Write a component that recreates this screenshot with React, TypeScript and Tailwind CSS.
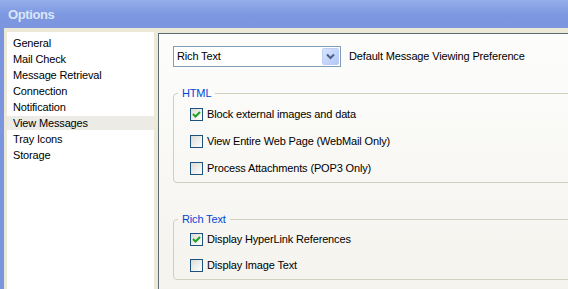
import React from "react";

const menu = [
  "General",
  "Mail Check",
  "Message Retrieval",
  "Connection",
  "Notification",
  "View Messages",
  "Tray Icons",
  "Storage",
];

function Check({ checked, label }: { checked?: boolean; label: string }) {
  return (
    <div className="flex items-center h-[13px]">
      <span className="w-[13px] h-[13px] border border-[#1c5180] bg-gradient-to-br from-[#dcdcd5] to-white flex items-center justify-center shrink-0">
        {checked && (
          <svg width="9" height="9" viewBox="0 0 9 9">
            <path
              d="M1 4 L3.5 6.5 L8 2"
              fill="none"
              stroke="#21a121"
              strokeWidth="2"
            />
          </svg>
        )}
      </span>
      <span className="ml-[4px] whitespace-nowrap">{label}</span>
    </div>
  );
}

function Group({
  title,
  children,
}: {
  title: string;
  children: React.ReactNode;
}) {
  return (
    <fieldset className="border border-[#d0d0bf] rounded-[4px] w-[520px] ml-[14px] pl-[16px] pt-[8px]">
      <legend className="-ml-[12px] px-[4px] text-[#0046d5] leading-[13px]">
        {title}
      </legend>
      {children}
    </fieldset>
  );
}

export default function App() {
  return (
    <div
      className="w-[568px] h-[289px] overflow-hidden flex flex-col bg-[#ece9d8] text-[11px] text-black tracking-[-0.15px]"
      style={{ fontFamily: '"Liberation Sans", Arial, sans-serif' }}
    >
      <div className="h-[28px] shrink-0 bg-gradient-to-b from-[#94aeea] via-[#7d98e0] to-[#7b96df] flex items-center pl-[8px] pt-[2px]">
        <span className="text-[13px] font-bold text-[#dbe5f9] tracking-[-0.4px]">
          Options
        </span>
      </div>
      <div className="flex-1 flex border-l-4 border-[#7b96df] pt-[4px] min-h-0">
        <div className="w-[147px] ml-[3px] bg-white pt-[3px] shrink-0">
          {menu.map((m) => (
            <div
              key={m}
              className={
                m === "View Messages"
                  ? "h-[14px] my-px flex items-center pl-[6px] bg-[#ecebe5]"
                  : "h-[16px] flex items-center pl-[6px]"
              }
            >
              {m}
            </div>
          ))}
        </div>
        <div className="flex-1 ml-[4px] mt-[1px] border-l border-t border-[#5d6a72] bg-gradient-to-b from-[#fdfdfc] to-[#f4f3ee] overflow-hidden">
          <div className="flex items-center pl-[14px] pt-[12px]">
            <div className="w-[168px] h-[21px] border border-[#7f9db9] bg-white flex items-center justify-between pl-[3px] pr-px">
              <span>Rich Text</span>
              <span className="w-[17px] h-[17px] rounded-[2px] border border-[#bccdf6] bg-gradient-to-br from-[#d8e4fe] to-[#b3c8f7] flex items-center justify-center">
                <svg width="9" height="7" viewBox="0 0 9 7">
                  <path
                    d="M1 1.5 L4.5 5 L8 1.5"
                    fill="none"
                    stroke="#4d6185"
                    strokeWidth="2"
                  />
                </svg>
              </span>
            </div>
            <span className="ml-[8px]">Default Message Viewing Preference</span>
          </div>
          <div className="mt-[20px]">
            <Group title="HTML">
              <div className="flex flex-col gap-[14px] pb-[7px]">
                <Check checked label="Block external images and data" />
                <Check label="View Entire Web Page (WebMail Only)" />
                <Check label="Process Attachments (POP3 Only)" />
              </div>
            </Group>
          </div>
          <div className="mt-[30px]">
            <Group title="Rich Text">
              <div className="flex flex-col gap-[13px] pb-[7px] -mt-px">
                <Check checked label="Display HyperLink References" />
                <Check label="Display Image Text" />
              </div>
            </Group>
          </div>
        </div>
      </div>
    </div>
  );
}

::::::

* Exercise details
Omit the pictures, then output the rest of the listing exactly.

* Final result
Write a component that recreates this screenshot with React, TypeScript and Tailwind CSS.
import React from "react";

const menu = [
  "General",
  "Mail Check",
  "Message Retrieval",
  "Connection",
  "Notification",
  "View Messages",
  "Tray Icons",
  "Storage",
];

function Check({ checked, label }: { checked?: boolean; label: string }) {
  return (
    <div className="flex items-center h-[13px]">
      <span className="w-[13px] h-[13px] border border-[#1c5180] bg-gradient-to-br from-[#dcdcd5] to-white flex items-center justify-center shrink-0">
        {checked && (
          <svg width="9" height="9" viewBox="0 0 9 9">
            <path
              d="M1 4 L3.5 6.5 L8 2"
              fill="none"
              stroke="#21a121"
              strokeWidth="2"
            />
          </svg>
        )}
      </span>
      <span className="ml-[4px] whitespace-nowrap">{label}</span>
    </div>
  );
}

function Group({
  title,
  children,
}: {
  title: string;
  children: React.ReactNode;
}) {
  return (
    <fieldset className="border border-[#d0d0bf] rounded-[4px] w-[520px] ml-[14px] pl-[16px] pt-[8px]">
      <legend className="-ml-[12px] px-[4px] text-[#0046d5] leading-[13px]">
        {title}
      </legend>
      {children}
    </fieldset>
  );
}

export default function App() {
  return (
    <div
      className="w-[568px] h-[289px] overflow-hidden flex flex-col bg-[#ece9d8] text-[11px] text-black tracking-[-0.15px]"
      style={{ fontFamily: '"Liberation Sans", Arial, sans-serif' }}
    >
      <div className="h-[28px] shrink-0 bg-gradient-to-b from-[#94aeea] via-[#7d98e0] to-[#7b96df] flex items-center pl-[8px] pt-[2px]">
        <span className="text-[13px] font-bold text-[#dbe5f9] tracking-[-0.4px]">
          Options
        </span>
      </div>
      <div className="flex-1 flex border-l-4 border-[#7b96df] pt-[4px] min-h-0">
        <div className="w-[147px] ml-[3px] bg-white pt-[3px] shrink-0">
          {menu.map((m) => (
            <div
              key={m}
              className={
                m === "View Messages"
                  ? "h-[14px] my-px flex items-center pl-[6px] bg-[#ecebe5]"
                  : "h-[16px] flex items-center pl-[6px]"
              }
            >
              {m}
            </div>
          ))}
        </div>
        <div className="flex-1 ml-[4px] mt-[1px] border-l border-t border-[#5d6a72] bg-gradient-to-b from-[#fdfdfc] to-[#f4f3ee] overflow-hidden">
          <div className="flex items-center pl-[14px] pt-[12px]">
            <div className="w-[168px] h-[21px] border border-[#7f9db9] bg-white flex items-center justify-between pl-[3px] pr-px">
              <span>Rich Text</span>
              <span className="w-[17px] h-[17px] rounded-[2px] border border-[#bccdf6] bg-gradient-to-br from-[#d8e4fe] to-[#b3c8f7] flex items-center justify-center">
                <svg width="9" height="7" viewBox="0 0 9 7">
                  <path
                    d="M1 1.5 L4.5 5 L8 1.5"
                    fill="none"
                    stroke="#4d6185"
                    strokeWidth="2"
                  />
                </svg>
              </span>
            </div>
            <span className="ml-[8px]">Default Message Viewing Preference</span>
          </div>
          <div className="mt-[20px]">
            <Group title="HTML">
              <div className="flex flex-col gap-[14px] pb-[7px]">
                <Check checked label="Block external images and data" />
                <Check label="View Entire Web Page (WebMail Only)" />
                <Check label="Process Attachments (POP3 Only)" />
              </div>
            </Group>
          </div>
          <div className="mt-[30px]">
            <Group title="Rich Text">
              <div className="flex flex-col gap-[13px] pb-[7px] -mt-px">
                <Check checked label="Display HyperLink References" />
                <Check label="Display Image Text" />
              </div>
            </Group>
          </div>
        </div>
      </div>
    </div>
  );
}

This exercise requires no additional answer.